During the three-day Central Economic Work Conference, the annual gathering to lay out economic policy for the coming year, that ended yesterday, the government promised to "maintain the continuity and stability of the economic policy".
Experts said it did not indicate a continued galloping credit expansion in 2010.
"Credit growth is supposed to be tightened moderately next year, but it will not derail the nation from the road of economic restructuring," said Li Jianwei, a senior economist at the Development Research Center, a think tank affiliated to the State Council.

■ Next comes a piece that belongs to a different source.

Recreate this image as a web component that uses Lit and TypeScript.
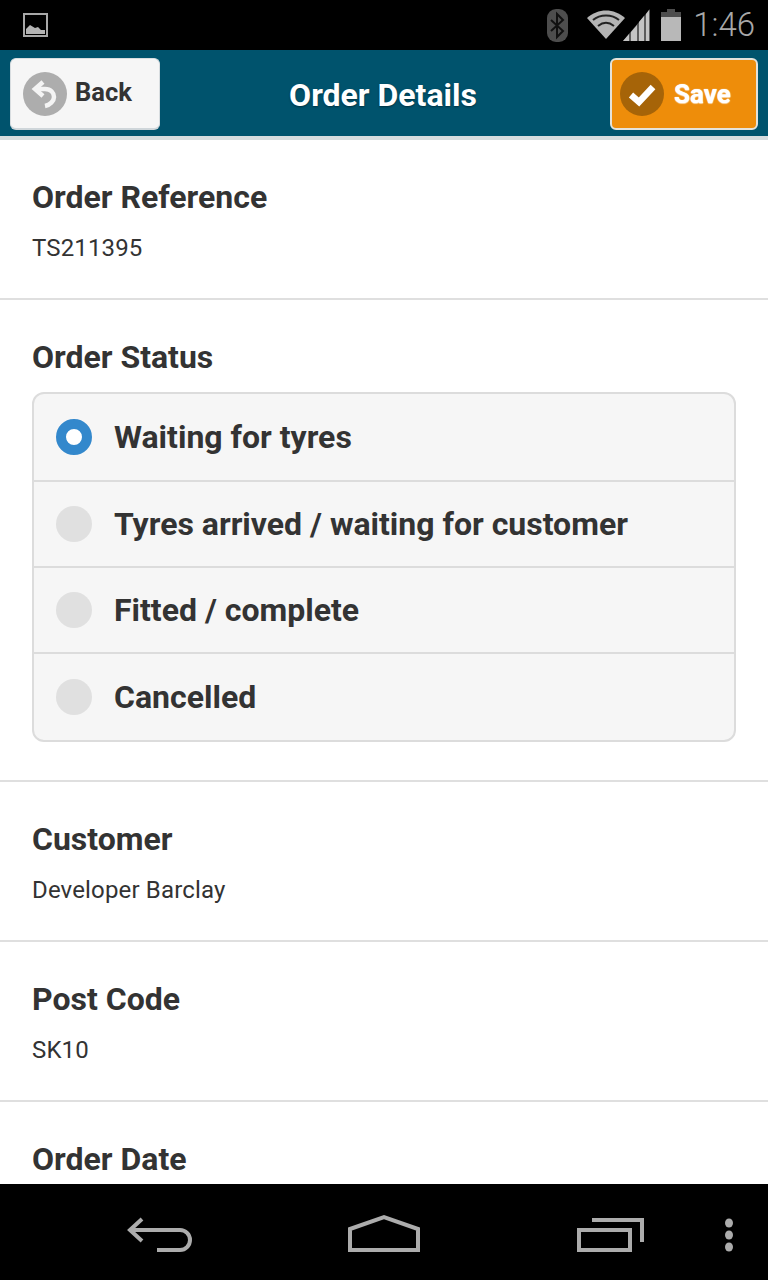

In response to a government call to spur domestic consumer demand and restructure the industrial landscape, Bank of China, the nation's third largest lender, said it would adjust its loan portfolio to support the nation's economic restructuring drive and enhance personal financing services.
"The bank will continue to fund the key projects on the top of the government's agenda, such as energy saving and low-cost housing projects, as well as give loans to small and medium-sized companies," it said.
"As for those projects that do not comply with the country's industrial and environmental policy, the bank will cut lending and seek an exit from these projects," the bank said in a statement on its website.
Chinese banks had advanced 8.9 trillion yuan in new loans as of the end of October with an annualized loan expansion rate of above 30 percent in an effort to shore up the slowing economy.
The total new loans are likely to hit 10 trillion yuan this year, nearly tripling the amount extended by Chinese banks in 2008.